---- Task data

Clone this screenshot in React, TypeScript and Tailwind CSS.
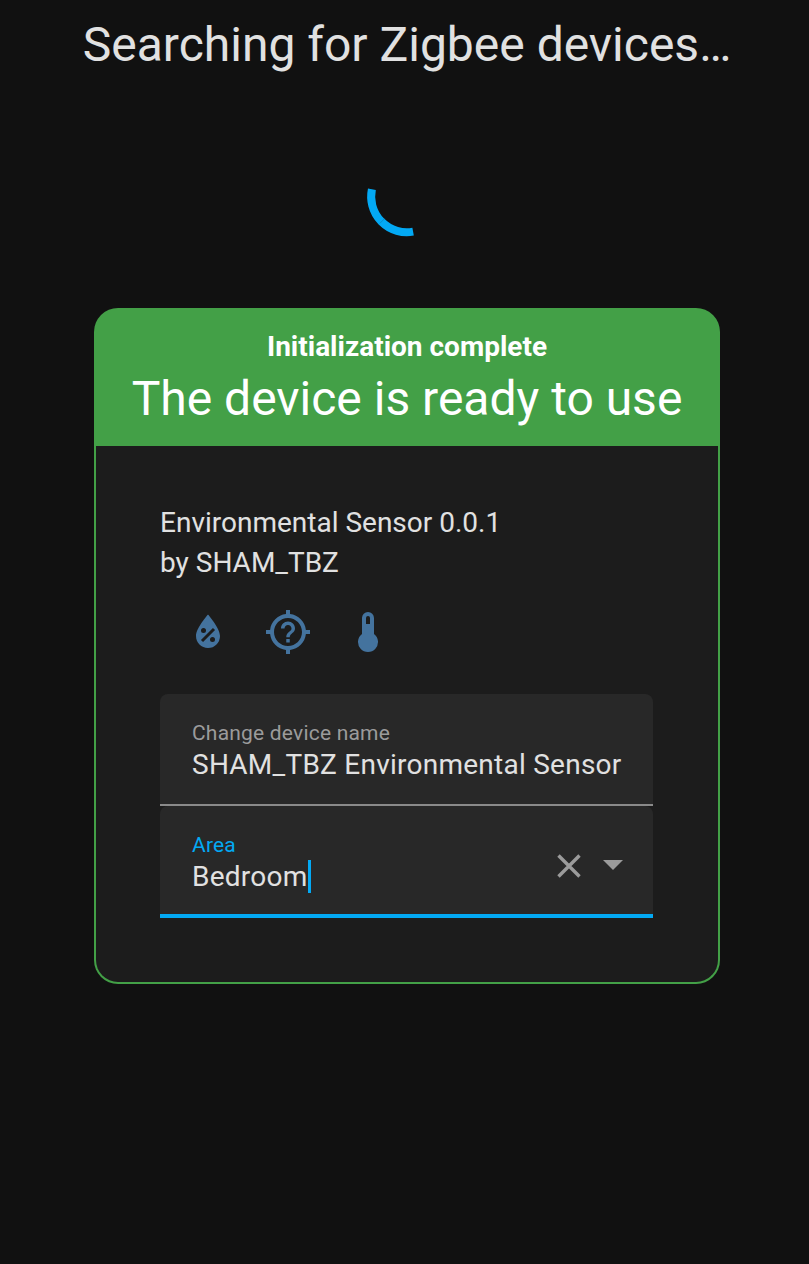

--------
---- Task data

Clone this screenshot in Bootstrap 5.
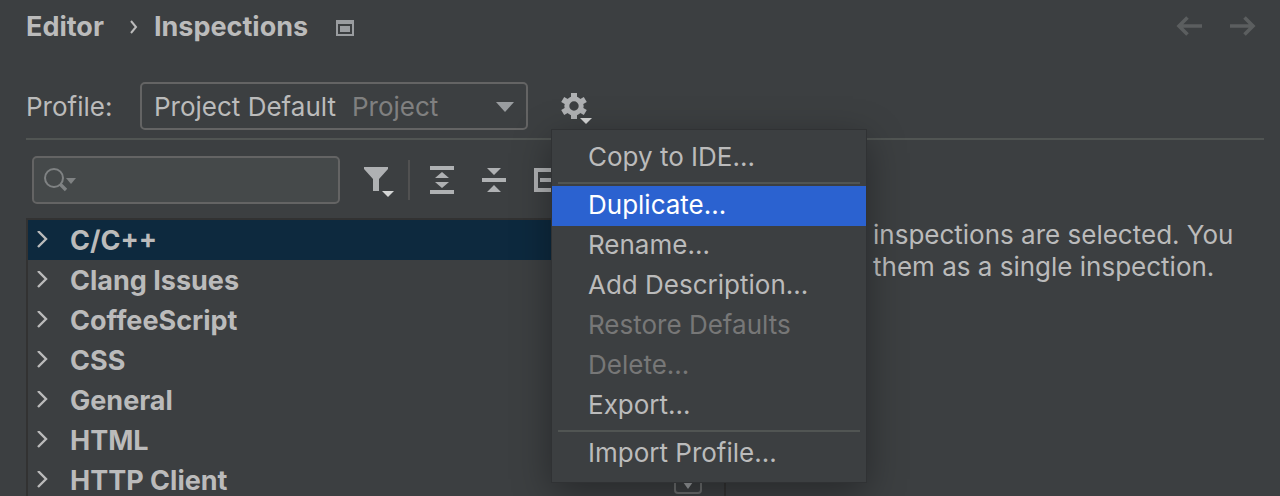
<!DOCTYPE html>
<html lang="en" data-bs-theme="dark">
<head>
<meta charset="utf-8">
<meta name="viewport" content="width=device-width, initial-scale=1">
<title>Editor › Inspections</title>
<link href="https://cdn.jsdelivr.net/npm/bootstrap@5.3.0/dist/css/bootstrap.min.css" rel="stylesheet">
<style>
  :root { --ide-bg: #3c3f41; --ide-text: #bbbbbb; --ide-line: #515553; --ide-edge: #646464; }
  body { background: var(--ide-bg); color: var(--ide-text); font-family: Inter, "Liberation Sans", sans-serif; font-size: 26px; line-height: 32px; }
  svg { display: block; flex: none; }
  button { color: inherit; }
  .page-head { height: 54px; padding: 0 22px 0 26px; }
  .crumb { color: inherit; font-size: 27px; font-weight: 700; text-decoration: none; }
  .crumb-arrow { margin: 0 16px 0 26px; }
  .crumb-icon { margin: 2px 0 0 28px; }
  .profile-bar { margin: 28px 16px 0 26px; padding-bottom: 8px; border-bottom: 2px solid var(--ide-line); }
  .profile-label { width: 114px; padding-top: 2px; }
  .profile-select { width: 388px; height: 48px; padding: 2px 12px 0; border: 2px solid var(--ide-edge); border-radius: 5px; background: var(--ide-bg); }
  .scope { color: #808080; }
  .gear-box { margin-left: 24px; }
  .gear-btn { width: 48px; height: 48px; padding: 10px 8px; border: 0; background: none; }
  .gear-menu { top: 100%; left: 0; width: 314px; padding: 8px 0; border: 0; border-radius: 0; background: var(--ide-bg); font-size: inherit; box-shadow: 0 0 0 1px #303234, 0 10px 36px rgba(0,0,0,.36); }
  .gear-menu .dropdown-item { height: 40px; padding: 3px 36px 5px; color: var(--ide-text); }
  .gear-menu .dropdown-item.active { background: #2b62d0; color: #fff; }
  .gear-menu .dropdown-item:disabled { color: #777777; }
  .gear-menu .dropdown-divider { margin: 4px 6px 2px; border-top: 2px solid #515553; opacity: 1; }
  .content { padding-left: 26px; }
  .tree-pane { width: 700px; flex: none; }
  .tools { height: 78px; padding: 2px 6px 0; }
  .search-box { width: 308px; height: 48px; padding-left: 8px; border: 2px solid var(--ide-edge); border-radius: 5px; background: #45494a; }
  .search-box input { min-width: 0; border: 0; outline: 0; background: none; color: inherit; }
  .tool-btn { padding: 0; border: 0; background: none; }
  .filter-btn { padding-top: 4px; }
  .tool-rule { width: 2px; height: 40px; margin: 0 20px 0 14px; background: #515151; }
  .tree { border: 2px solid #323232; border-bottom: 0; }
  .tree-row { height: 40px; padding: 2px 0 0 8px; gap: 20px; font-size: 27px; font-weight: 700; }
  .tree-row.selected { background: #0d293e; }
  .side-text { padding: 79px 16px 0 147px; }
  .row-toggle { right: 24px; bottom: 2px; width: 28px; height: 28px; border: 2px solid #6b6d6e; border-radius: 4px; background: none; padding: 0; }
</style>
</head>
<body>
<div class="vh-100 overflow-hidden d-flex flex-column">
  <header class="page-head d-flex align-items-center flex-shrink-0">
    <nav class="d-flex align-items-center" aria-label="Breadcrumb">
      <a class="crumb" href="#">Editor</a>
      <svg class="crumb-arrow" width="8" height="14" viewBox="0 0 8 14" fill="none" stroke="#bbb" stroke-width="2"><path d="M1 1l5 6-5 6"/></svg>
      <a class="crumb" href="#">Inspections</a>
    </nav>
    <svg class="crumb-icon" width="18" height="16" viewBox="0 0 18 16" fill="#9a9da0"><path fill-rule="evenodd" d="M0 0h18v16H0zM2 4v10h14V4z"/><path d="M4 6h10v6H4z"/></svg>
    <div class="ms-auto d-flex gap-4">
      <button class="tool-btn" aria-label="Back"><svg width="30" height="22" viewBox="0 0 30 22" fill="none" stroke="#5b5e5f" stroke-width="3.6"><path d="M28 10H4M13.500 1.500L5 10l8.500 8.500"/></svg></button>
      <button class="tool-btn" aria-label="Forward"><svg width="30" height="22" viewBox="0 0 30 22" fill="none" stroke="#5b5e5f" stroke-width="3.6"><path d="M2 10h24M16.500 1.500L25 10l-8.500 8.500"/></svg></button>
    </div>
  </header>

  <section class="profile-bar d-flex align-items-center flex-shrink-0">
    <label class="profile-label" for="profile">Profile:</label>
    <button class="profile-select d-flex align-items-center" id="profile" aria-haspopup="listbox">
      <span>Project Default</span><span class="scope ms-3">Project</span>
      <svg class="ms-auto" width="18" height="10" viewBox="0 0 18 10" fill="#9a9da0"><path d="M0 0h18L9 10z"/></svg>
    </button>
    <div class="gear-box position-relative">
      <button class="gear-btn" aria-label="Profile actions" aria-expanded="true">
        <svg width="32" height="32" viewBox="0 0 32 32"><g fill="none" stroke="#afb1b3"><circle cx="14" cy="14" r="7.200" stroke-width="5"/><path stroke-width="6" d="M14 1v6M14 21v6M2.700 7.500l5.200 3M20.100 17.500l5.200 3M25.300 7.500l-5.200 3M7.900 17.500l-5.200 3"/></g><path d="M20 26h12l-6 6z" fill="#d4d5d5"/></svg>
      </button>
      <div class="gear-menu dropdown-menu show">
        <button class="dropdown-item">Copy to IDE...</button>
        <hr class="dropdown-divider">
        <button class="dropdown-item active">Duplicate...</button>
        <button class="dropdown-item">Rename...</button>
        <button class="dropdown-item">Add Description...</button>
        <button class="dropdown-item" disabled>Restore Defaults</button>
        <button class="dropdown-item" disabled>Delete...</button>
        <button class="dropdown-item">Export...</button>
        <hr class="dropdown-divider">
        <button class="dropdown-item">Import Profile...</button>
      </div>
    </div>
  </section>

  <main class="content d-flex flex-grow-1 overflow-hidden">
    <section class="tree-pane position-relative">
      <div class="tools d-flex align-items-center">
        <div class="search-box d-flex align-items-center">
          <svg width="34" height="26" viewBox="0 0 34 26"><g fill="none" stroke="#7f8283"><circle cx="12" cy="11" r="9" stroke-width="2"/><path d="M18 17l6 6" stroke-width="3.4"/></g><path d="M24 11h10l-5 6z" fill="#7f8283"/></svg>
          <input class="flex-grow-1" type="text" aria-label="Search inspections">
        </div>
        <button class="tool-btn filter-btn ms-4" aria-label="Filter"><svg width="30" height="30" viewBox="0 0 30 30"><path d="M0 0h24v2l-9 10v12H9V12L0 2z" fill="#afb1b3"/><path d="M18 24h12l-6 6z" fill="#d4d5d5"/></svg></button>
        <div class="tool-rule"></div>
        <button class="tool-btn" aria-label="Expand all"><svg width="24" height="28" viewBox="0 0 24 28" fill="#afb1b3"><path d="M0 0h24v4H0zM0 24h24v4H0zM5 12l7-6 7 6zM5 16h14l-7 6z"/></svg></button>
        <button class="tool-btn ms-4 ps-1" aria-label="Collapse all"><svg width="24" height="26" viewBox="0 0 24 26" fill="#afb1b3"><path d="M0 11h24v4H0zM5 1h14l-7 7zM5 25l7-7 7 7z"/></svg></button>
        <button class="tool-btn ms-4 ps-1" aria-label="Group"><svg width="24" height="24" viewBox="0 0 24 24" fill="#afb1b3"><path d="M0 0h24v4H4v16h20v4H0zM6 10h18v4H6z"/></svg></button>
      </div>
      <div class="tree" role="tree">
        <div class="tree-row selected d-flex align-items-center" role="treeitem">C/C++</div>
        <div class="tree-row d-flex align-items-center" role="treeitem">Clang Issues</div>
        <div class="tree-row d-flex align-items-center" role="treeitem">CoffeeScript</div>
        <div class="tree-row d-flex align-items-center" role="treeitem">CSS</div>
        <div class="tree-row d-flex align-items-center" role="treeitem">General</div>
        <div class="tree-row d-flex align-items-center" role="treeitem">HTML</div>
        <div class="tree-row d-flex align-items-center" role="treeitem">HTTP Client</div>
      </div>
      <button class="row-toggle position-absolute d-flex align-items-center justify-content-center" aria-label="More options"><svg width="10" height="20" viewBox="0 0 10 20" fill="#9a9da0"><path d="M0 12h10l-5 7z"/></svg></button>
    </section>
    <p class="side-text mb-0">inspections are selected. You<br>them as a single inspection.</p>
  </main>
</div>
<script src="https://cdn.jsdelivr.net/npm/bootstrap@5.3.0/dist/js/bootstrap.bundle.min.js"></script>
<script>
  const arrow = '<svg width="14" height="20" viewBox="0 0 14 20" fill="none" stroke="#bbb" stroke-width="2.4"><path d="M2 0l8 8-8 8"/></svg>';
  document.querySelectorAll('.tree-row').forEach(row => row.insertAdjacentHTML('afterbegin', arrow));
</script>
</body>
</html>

--------
---- Task data

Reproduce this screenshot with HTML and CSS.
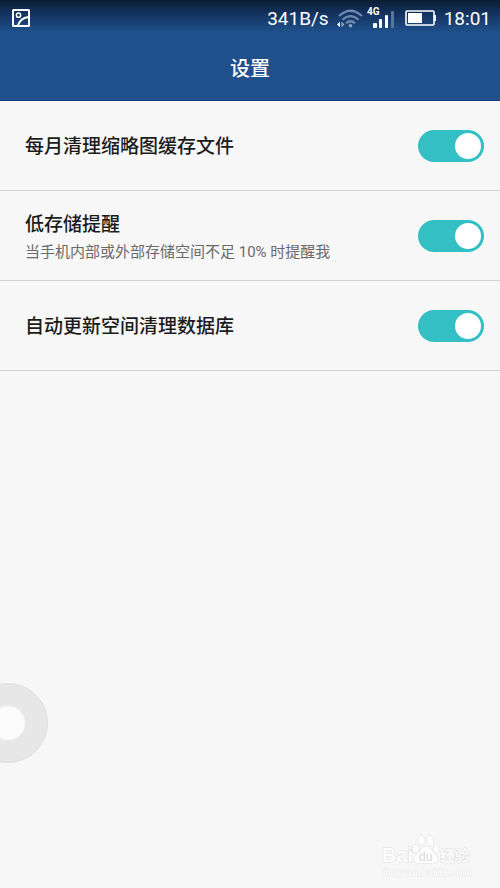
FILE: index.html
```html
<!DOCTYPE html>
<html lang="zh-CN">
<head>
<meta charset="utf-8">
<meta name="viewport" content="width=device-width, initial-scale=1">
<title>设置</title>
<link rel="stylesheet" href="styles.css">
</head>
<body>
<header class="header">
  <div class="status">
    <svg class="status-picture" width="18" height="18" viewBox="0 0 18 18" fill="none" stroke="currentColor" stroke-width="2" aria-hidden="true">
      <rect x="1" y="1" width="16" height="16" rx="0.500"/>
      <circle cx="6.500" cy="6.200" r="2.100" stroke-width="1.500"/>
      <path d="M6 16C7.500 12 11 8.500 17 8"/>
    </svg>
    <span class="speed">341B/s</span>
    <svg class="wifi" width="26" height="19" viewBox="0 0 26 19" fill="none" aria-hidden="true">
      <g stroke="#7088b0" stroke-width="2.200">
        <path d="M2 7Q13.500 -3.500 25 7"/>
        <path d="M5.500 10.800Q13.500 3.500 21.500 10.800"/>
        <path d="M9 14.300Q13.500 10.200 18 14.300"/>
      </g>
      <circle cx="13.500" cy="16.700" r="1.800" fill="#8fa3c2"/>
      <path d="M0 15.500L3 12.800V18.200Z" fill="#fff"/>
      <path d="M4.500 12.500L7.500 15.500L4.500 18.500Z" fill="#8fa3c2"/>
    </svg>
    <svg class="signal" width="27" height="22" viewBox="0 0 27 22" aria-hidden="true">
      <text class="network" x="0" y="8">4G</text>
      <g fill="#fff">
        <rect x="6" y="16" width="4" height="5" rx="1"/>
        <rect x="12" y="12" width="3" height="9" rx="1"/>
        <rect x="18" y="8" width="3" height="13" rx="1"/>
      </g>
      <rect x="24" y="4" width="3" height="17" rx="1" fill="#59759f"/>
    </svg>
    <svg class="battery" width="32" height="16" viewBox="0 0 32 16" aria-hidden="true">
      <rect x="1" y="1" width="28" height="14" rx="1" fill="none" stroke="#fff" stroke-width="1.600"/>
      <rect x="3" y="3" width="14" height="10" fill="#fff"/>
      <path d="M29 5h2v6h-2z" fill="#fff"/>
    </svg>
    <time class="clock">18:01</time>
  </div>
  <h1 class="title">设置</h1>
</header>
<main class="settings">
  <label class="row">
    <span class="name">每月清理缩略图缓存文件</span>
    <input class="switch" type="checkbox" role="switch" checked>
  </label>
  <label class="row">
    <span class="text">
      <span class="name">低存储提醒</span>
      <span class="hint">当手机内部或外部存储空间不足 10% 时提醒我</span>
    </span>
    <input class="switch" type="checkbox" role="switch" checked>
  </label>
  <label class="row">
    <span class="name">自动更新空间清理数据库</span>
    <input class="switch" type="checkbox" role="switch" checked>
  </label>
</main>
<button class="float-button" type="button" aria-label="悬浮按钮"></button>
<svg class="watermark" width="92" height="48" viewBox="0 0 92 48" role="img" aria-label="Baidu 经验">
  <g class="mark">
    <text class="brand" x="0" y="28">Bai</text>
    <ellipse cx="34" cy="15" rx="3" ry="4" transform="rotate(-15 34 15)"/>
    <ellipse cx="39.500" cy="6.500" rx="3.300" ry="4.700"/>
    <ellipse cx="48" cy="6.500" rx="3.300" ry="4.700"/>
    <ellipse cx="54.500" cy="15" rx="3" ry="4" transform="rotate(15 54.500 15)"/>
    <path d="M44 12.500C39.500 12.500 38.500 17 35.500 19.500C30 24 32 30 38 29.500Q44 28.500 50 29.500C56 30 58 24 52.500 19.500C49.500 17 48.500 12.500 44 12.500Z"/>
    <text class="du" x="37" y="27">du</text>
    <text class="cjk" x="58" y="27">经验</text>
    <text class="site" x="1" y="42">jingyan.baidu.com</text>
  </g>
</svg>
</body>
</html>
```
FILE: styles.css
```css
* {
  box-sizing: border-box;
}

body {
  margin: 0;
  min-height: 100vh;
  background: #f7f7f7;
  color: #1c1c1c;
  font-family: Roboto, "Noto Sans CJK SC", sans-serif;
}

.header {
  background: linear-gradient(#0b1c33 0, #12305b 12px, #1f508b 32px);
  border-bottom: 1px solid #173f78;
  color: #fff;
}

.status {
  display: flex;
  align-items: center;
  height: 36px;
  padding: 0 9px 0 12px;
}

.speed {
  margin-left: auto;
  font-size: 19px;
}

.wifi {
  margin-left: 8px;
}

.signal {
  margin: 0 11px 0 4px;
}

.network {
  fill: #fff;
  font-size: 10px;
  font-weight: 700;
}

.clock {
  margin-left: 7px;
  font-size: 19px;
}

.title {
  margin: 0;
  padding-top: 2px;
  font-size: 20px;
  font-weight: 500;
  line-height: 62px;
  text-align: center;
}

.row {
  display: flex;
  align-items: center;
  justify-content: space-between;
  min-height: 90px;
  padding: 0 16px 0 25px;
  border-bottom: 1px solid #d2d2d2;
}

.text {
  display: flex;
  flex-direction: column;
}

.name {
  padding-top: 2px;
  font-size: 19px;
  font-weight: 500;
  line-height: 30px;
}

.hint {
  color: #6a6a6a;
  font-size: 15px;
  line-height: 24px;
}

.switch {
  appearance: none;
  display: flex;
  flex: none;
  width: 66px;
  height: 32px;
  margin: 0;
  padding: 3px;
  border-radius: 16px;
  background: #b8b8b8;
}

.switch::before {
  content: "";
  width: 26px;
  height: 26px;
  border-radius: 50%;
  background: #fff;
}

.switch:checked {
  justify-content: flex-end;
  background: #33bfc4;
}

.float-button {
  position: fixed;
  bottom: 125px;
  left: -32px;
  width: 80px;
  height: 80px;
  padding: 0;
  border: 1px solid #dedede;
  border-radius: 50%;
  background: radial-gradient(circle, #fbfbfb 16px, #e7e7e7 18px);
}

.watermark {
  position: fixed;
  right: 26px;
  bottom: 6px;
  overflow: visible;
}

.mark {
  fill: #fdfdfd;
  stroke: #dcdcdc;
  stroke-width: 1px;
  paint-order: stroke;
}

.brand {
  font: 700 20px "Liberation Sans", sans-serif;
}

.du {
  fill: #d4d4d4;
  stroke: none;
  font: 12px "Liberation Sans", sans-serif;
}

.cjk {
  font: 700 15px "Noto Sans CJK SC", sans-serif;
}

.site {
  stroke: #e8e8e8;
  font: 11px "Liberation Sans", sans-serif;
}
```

--------

» Directions for this task
Locate the word "Clone" in the entries, and copy every line where it is found.

» Task response
Clone this screenshot in React, TypeScript and Tailwind CSS.
Clone this screenshot in Bootstrap 5.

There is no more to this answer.